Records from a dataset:
/---

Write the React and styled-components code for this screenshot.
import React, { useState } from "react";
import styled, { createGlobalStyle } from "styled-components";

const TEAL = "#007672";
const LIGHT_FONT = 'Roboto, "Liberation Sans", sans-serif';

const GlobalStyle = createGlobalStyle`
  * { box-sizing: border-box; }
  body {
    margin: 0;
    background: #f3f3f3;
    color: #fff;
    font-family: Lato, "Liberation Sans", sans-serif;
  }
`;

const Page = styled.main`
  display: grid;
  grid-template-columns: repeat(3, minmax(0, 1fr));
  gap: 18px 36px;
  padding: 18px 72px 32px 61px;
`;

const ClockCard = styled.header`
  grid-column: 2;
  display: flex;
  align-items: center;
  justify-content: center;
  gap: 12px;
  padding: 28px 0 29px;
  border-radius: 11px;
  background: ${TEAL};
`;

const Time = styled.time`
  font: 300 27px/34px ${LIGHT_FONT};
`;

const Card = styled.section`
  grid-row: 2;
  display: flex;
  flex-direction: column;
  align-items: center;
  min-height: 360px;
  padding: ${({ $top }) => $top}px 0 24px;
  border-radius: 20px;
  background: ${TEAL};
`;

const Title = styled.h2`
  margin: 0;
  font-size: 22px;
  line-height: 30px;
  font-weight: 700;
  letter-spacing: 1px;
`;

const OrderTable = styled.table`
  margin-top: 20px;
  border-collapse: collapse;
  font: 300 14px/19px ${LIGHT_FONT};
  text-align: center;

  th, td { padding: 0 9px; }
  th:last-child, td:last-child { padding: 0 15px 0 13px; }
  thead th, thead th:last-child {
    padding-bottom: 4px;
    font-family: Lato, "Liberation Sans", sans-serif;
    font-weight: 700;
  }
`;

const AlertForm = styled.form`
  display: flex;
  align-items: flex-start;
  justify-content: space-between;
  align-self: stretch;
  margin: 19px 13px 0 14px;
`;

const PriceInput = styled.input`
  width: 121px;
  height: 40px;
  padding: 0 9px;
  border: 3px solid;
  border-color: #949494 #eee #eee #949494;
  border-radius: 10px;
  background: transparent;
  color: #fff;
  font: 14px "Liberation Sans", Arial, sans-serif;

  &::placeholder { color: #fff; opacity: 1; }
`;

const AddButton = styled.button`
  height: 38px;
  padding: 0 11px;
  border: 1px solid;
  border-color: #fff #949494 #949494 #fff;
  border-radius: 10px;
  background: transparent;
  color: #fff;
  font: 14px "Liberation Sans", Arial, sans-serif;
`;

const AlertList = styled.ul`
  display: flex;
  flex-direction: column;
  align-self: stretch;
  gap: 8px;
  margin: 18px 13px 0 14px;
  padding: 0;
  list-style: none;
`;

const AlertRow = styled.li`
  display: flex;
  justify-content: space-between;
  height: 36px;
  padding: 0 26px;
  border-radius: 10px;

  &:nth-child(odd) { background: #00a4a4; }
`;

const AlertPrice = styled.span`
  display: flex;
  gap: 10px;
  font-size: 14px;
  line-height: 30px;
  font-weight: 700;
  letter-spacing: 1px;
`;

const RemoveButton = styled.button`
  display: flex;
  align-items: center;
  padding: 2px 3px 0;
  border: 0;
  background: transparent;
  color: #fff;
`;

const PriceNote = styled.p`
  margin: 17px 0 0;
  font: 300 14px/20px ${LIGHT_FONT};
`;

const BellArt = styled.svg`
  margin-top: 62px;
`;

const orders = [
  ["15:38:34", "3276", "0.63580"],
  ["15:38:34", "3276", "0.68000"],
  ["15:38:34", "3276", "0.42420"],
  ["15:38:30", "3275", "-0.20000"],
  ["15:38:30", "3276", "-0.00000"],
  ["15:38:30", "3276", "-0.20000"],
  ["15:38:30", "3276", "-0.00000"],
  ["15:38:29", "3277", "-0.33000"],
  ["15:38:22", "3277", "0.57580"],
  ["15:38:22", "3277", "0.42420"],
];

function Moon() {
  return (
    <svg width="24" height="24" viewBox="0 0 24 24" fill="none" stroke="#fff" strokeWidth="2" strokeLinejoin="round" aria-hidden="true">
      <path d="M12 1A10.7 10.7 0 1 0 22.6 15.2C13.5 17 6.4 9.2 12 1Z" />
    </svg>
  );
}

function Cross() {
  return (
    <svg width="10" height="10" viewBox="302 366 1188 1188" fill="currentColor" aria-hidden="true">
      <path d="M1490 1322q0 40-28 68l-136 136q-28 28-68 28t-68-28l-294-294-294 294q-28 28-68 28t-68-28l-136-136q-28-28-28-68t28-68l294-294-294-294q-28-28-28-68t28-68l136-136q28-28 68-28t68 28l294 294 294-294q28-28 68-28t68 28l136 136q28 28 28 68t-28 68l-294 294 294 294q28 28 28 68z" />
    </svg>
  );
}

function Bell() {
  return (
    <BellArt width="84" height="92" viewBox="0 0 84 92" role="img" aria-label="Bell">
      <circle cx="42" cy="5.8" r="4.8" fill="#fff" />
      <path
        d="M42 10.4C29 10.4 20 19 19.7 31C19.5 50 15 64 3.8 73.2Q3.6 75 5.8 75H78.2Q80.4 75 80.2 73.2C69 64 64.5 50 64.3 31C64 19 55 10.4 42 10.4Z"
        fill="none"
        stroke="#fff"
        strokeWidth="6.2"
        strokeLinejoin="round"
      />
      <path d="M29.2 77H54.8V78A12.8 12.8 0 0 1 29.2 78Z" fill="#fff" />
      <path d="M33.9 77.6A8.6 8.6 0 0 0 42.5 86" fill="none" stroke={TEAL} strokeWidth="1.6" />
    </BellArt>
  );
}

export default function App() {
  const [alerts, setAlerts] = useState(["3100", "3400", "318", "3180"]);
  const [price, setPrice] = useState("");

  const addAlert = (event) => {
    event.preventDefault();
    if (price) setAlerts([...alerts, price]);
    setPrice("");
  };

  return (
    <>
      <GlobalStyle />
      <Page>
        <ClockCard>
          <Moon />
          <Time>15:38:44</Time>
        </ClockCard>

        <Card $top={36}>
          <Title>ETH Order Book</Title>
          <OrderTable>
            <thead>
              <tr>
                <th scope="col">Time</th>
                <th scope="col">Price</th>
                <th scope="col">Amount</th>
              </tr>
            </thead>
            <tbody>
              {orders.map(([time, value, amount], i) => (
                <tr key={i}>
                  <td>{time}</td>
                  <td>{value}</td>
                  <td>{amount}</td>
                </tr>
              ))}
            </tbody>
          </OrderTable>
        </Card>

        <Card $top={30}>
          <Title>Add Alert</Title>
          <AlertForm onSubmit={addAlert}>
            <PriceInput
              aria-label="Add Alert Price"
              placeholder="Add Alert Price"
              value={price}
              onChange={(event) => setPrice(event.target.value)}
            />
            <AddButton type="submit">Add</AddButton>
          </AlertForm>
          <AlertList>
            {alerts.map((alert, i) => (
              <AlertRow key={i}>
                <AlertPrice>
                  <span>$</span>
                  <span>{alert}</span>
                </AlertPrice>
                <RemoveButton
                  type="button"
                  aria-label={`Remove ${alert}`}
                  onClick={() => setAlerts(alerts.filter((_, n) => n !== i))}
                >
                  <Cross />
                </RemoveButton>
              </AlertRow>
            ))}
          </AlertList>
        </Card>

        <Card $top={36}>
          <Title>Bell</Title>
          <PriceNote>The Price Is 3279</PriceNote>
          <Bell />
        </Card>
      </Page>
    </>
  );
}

\---
/---

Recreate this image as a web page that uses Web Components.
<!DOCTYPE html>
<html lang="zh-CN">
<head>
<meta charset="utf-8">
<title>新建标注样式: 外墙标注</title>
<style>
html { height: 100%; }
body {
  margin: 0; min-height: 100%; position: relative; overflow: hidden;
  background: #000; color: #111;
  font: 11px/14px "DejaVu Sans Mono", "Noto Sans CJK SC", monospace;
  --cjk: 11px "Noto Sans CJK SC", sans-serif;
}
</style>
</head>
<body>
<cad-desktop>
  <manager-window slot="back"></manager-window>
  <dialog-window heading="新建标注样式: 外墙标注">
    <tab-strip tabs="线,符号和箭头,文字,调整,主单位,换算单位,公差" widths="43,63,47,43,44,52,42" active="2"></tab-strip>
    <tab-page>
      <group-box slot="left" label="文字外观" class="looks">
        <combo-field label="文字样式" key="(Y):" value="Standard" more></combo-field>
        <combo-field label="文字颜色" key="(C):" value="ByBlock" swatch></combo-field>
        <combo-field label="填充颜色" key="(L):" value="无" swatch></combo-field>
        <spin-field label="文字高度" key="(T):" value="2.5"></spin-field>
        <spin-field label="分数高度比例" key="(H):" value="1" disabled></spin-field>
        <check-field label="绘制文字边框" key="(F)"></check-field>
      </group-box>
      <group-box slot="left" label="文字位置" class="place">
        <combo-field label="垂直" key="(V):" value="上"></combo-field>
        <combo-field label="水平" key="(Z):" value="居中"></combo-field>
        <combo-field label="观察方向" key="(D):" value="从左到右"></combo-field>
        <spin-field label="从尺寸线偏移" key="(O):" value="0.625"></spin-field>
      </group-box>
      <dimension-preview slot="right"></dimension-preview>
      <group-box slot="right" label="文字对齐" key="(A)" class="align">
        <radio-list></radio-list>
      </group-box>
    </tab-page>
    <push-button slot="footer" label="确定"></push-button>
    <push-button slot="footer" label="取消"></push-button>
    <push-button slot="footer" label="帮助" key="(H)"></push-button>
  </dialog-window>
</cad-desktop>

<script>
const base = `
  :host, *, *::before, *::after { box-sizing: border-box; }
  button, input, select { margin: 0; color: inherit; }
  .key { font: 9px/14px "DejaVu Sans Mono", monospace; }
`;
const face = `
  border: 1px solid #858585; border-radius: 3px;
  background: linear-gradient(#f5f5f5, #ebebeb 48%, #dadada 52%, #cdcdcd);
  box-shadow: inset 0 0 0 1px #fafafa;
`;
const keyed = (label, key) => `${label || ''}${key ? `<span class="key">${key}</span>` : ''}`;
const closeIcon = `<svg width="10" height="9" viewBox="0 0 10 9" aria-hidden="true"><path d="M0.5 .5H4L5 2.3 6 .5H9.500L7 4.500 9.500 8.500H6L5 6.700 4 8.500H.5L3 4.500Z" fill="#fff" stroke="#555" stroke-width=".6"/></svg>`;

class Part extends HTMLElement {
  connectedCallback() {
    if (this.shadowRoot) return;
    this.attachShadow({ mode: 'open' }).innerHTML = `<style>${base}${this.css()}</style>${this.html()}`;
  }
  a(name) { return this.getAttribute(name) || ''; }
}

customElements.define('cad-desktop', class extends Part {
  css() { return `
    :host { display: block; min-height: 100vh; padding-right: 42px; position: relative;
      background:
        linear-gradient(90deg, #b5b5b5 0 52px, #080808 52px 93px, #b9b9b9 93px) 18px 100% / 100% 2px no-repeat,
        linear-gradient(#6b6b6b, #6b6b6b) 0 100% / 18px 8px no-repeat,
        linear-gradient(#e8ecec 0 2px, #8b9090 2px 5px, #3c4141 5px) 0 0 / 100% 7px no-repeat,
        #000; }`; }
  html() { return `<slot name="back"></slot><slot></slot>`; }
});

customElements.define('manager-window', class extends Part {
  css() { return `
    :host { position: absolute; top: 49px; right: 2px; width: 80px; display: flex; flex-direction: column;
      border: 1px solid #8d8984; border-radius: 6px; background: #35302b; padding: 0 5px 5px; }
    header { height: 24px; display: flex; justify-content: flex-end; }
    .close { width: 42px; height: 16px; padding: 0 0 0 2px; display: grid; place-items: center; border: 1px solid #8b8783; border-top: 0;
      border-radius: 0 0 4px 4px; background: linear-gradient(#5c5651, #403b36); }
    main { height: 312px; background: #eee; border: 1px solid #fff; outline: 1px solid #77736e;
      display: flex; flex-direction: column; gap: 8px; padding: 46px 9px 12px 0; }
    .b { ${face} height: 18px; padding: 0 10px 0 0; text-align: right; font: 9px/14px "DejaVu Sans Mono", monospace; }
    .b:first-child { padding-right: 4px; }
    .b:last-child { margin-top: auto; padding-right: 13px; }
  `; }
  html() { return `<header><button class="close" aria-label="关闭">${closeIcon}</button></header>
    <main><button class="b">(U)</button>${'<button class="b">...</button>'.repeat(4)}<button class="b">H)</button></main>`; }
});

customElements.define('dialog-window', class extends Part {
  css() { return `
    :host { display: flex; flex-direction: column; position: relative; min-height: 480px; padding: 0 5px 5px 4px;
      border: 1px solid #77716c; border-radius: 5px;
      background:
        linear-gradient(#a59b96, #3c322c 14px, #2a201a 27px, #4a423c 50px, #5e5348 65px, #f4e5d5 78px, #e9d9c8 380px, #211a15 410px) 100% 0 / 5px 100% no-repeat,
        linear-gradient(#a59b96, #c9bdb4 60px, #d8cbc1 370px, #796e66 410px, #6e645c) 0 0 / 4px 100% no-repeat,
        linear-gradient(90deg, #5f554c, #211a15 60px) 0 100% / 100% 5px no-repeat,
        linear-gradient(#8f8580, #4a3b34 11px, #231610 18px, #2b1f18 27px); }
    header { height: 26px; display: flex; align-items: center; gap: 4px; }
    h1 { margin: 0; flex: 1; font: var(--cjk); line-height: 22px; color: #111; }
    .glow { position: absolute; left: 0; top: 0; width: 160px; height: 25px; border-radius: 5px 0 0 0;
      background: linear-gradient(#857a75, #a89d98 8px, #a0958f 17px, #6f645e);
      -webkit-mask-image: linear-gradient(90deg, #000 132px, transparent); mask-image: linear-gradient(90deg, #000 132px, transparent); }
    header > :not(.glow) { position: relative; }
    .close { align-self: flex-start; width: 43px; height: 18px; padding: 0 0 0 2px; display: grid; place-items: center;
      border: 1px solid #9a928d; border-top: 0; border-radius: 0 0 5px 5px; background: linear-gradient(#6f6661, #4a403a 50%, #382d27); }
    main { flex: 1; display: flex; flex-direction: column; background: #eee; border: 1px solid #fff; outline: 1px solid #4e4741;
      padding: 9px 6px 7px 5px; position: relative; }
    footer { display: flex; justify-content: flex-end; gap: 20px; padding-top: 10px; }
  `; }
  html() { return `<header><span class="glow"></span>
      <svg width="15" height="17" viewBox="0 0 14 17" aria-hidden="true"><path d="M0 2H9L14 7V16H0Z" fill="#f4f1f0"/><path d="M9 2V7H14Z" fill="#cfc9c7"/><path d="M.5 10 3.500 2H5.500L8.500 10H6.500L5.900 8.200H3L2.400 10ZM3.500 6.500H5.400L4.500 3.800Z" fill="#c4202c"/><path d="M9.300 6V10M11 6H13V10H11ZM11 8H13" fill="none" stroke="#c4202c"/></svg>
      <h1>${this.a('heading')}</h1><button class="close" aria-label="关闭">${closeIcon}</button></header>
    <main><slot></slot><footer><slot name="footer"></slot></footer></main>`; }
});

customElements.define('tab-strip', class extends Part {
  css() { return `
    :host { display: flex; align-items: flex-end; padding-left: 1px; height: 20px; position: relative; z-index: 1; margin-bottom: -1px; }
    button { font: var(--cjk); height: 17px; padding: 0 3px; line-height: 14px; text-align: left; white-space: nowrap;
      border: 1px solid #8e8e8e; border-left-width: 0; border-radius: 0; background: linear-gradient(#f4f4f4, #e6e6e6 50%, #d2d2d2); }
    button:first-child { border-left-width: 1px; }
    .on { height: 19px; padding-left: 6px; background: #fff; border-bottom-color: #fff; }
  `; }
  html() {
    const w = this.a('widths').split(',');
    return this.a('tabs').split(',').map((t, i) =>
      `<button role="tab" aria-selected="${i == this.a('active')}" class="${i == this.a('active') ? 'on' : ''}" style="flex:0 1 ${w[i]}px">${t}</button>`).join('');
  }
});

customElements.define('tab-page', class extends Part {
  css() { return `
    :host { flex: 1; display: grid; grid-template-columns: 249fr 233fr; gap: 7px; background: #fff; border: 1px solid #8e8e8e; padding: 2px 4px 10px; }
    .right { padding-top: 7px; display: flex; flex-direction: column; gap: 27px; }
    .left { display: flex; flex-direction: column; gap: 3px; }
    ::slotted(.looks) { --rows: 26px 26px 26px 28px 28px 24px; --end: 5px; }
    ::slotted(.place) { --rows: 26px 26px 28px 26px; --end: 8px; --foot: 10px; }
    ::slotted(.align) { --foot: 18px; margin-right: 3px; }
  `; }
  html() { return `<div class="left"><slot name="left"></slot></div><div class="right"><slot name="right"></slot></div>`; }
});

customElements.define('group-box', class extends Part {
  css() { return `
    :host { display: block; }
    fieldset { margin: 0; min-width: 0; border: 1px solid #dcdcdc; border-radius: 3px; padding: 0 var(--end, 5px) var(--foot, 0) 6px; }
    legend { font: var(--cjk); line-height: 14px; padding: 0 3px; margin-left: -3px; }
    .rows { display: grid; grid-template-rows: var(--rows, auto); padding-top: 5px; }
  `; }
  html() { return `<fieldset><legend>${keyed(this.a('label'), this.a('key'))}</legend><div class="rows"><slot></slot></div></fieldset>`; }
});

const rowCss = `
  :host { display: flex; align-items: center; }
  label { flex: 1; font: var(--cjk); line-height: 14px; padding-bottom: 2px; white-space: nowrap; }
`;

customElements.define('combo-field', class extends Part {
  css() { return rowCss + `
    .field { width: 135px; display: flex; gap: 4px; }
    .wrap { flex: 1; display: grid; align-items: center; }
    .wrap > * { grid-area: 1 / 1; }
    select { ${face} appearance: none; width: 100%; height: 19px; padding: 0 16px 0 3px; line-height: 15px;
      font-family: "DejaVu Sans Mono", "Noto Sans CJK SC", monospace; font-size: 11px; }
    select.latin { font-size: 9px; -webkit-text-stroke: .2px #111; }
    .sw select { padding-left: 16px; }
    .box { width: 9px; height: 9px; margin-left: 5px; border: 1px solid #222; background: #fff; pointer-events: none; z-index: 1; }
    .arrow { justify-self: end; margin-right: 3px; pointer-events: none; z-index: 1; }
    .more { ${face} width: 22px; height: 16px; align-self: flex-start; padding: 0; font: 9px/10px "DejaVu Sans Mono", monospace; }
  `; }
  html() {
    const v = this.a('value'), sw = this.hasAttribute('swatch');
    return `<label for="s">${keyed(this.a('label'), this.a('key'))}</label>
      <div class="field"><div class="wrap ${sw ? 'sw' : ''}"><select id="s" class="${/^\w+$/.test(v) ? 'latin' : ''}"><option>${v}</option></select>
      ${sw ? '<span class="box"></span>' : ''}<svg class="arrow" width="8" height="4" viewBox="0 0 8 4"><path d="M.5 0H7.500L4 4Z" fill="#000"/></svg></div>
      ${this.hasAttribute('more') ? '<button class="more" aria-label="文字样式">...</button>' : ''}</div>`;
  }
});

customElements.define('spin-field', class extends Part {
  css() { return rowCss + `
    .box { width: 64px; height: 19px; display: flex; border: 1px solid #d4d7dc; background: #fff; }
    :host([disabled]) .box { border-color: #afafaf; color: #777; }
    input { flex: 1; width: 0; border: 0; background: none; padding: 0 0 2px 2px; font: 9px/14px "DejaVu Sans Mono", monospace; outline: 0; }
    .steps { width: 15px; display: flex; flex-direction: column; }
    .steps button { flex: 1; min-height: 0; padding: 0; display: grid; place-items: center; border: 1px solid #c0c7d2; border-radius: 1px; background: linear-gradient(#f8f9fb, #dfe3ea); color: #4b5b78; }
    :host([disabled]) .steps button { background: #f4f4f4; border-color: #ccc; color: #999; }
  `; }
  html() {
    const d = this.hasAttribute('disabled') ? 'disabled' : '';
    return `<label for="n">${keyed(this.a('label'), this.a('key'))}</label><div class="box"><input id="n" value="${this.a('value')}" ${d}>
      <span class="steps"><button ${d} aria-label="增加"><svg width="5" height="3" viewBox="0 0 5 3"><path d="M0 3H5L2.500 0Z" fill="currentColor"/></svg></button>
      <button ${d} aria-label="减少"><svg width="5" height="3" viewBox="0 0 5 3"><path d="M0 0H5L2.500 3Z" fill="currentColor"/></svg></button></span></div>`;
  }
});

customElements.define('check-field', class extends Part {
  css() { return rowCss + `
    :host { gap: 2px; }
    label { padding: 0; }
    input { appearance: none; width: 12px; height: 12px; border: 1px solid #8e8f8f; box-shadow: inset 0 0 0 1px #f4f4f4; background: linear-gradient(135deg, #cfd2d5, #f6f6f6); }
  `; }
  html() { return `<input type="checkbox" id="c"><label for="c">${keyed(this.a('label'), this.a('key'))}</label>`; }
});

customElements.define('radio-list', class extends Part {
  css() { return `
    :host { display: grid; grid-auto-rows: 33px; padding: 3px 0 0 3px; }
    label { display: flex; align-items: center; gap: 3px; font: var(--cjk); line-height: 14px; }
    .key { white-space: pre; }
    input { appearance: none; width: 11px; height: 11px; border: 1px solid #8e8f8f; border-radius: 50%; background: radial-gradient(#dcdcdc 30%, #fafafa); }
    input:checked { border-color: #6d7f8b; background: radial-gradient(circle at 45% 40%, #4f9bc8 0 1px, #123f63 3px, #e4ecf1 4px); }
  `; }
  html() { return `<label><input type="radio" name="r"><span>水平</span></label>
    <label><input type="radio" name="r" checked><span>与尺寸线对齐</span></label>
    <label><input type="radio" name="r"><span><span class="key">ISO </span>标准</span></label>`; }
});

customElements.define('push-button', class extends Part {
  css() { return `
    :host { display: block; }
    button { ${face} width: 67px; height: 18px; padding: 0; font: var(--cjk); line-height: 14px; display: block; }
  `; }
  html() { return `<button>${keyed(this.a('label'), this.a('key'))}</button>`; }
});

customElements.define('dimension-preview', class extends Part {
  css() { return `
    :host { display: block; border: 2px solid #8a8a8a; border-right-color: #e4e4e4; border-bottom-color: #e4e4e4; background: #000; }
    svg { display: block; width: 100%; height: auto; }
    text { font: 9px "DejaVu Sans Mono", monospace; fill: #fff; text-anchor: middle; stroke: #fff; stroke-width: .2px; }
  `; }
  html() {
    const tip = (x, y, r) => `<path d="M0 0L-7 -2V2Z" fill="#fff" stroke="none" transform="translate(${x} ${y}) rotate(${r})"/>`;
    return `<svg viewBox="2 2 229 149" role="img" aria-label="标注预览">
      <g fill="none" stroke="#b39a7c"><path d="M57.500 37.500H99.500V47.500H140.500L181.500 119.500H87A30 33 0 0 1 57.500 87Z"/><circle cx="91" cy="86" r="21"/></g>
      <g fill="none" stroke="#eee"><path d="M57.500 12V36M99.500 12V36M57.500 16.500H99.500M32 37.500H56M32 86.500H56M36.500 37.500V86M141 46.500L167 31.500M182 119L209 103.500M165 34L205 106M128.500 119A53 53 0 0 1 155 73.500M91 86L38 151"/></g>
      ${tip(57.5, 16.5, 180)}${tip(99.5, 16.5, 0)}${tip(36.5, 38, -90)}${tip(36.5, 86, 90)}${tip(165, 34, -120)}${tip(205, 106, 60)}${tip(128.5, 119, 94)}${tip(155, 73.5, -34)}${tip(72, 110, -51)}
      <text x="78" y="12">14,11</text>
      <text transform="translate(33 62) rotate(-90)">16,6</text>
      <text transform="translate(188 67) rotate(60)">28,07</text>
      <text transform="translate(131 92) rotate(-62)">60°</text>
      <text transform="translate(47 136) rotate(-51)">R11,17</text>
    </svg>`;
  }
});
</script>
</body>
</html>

\---

Task brief:
Return exactly the lines above from the line that has "Write the React" through the line that has "text-align: center;", inclusive, and nothing else.

Written response:
Write the React and styled-components code for this screenshot.
import React, { useState } from "react";
import styled, { createGlobalStyle } from "styled-components";

const TEAL = "#007672";
const LIGHT_FONT = 'Roboto, "Liberation Sans", sans-serif';

const GlobalStyle = createGlobalStyle`
  * { box-sizing: border-box; }
  body {
    margin: 0;
    background: #f3f3f3;
    color: #fff;
    font-family: Lato, "Liberation Sans", sans-serif;
  }
`;

const Page = styled.main`
  display: grid;
  grid-template-columns: repeat(3, minmax(0, 1fr));
  gap: 18px 36px;
  padding: 18px 72px 32px 61px;
`;

const ClockCard = styled.header`
  grid-column: 2;
  display: flex;
  align-items: center;
  justify-content: center;
  gap: 12px;
  padding: 28px 0 29px;
  border-radius: 11px;
  background: ${TEAL};
`;

const Time = styled.time`
  font: 300 27px/34px ${LIGHT_FONT};
`;

const Card = styled.section`
  grid-row: 2;
  display: flex;
  flex-direction: column;
  align-items: center;
  min-height: 360px;
  padding: ${({ $top }) => $top}px 0 24px;
  border-radius: 20px;
  background: ${TEAL};
`;

const Title = styled.h2`
  margin: 0;
  font-size: 22px;
  line-height: 30px;
  font-weight: 700;
  letter-spacing: 1px;
`;

const OrderTable = styled.table`
  margin-top: 20px;
  border-collapse: collapse;
  font: 300 14px/19px ${LIGHT_FONT};
  text-align: center;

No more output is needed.